The material that makes up a story must be placed under terrible compression, but it cannot simply release its meaning like a joke does. It must be epiphanous, yet remain an enigma. Its shortness must have a formal function: the deepening of the understanding, the darkening of the design.

In a sense, ‘Mrs. Mean’ is a story of sexual curiosity translated, again, into the epistemological, although it had its beginning in an observation I never used.

3 August ’54. The following tableau at the House of Many Children: father is going to work and is standing by the car talking with his wife. He is tall, thin, dark, heavily bearded so that, though he shaves, he always has a heavy shadow, almost blue, across the sides of his face and chin. She is large, great breasted, fat, pig-eyed, fair. The children annoy father who yells at them in a deep carrying voice, cuffs one hard and shoos the rest away with a vigorous outward motion of his arms (like chickens). The children flee, crying and screaming and carrying on. Then father departs. Mama waves and when he’s gunned the car furiously away (it stalls twice), she turns to the house; the children’s heads pop into place. She makes her voice deep and gruff like his and shouts at them. She swings at one or two (missing widely), and makes his shooing motion with her arms. The children roar delightedly. She goes in and they all troupe gaily behind her.

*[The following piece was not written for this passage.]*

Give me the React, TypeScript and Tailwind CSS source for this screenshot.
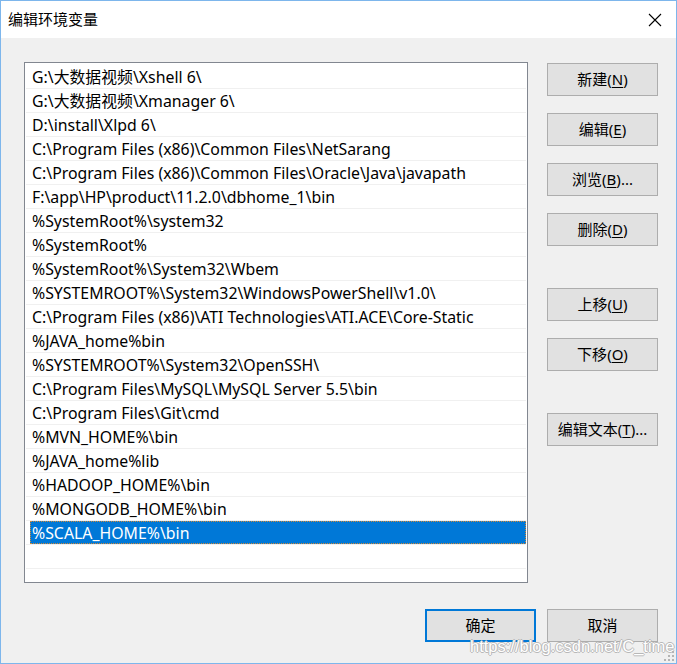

I was to observe this scene, played with only slight variations, many times, and what interested me about it, finally, was the triangle formed by mother, children, and private-public me; but I didn’t begin to invent a narrative Eye, my journal tells me, until July 12, 1955, when the first words of the story appear in an unwhelped form. Empty of any persuasive detail, the focus wrong, order inept, rhythms lame, these initial early sentences are aimless, toneless, figureless, thin.

We call her Mrs. Mean, my wife and I. Our view of her, as our view of her husband and each of all her children, is a porch view. We can only surmise what her life is like inside her little house, but on warm, close Sunday afternoons, while we try the porch to stay cool and watch her hobbling in the hot sun, stick in hand to beat her children, we think a lot about it.

I notice that by November I have begun writing little encouraging notes to myself: buck up, old boy, and so on. It has become a drab affair, like the writing of all my fictions. Imagine an adultery as full of false starts, procrastination, indecision, poor excuses, impotence, and, above all, plans.

The idea I must keep in mind is how I can (a) tell the story of the public Mr. & Mrs. Mean, as seen by the ‘I’ of the story, (b) make ‘I’ more than a pronoun — rather a pronounced personality, (c) slowly, imperceptibly shift from the factual reporting of it to the imaginative projections of ‘I.’ The problem is as knotty as PK, and as nice. The ending will be, of course, unsatisfactory, as it will end in the imagination, not in the fact, as if the imagination had filled in the gaps between facts with more facts, whereas only fancies are there. All stories ought to end unsatisfactorily.

A month later I had a page, and I completed the piece at some unspecified time in 1957.

I write down these dates, now, and gaze across these temporal gaps with a kind of dumb wonder, because I am compelled to acknowledge again the absurd manner in which my stories have been shovelled together: hodge against podge, like those cathedrals which have Baroque porches, Gothic naves, and Romanesque crypts; since the work on them always went slowly; time passed, then passed again, bishops and princes lost interest; funds ran out; men died; shells shattered their radiant windows; they became victims of theft, fire, priests, architects, wind; and because they were put in service while they were still being built, the pavement was gone, the pillars in a state of lurch, by the time the dome was ready for its gilt or the tower for its tolling bell; so the difficulty for me was plain enough: as an author I naturally desired to change, develop, grow, while each story in its turn wanted the writer who’d begun it to stick around like a faithful father to the end. This dilemma, like drink, nearly destroyed the work of Malcolm Lowry. The absurdity enlarges like the nose of a clown, too, when one realizes that the structure which eventually gets mortared and plastered and hammered together more nearly resembles some maison de convenence than even the most modest church. Still, needs are served as much by the humble and ridiculous as by the lordly and sublime.

In any event, it became necessary (it is always necessary) to rewrite earlier sections of whatever I found myself finally trapped in, according to the standards and style of the part presently underway; because, though time may appear to pass within a story, the story itself must seem to have leaked like a blot from a single shake of the pen.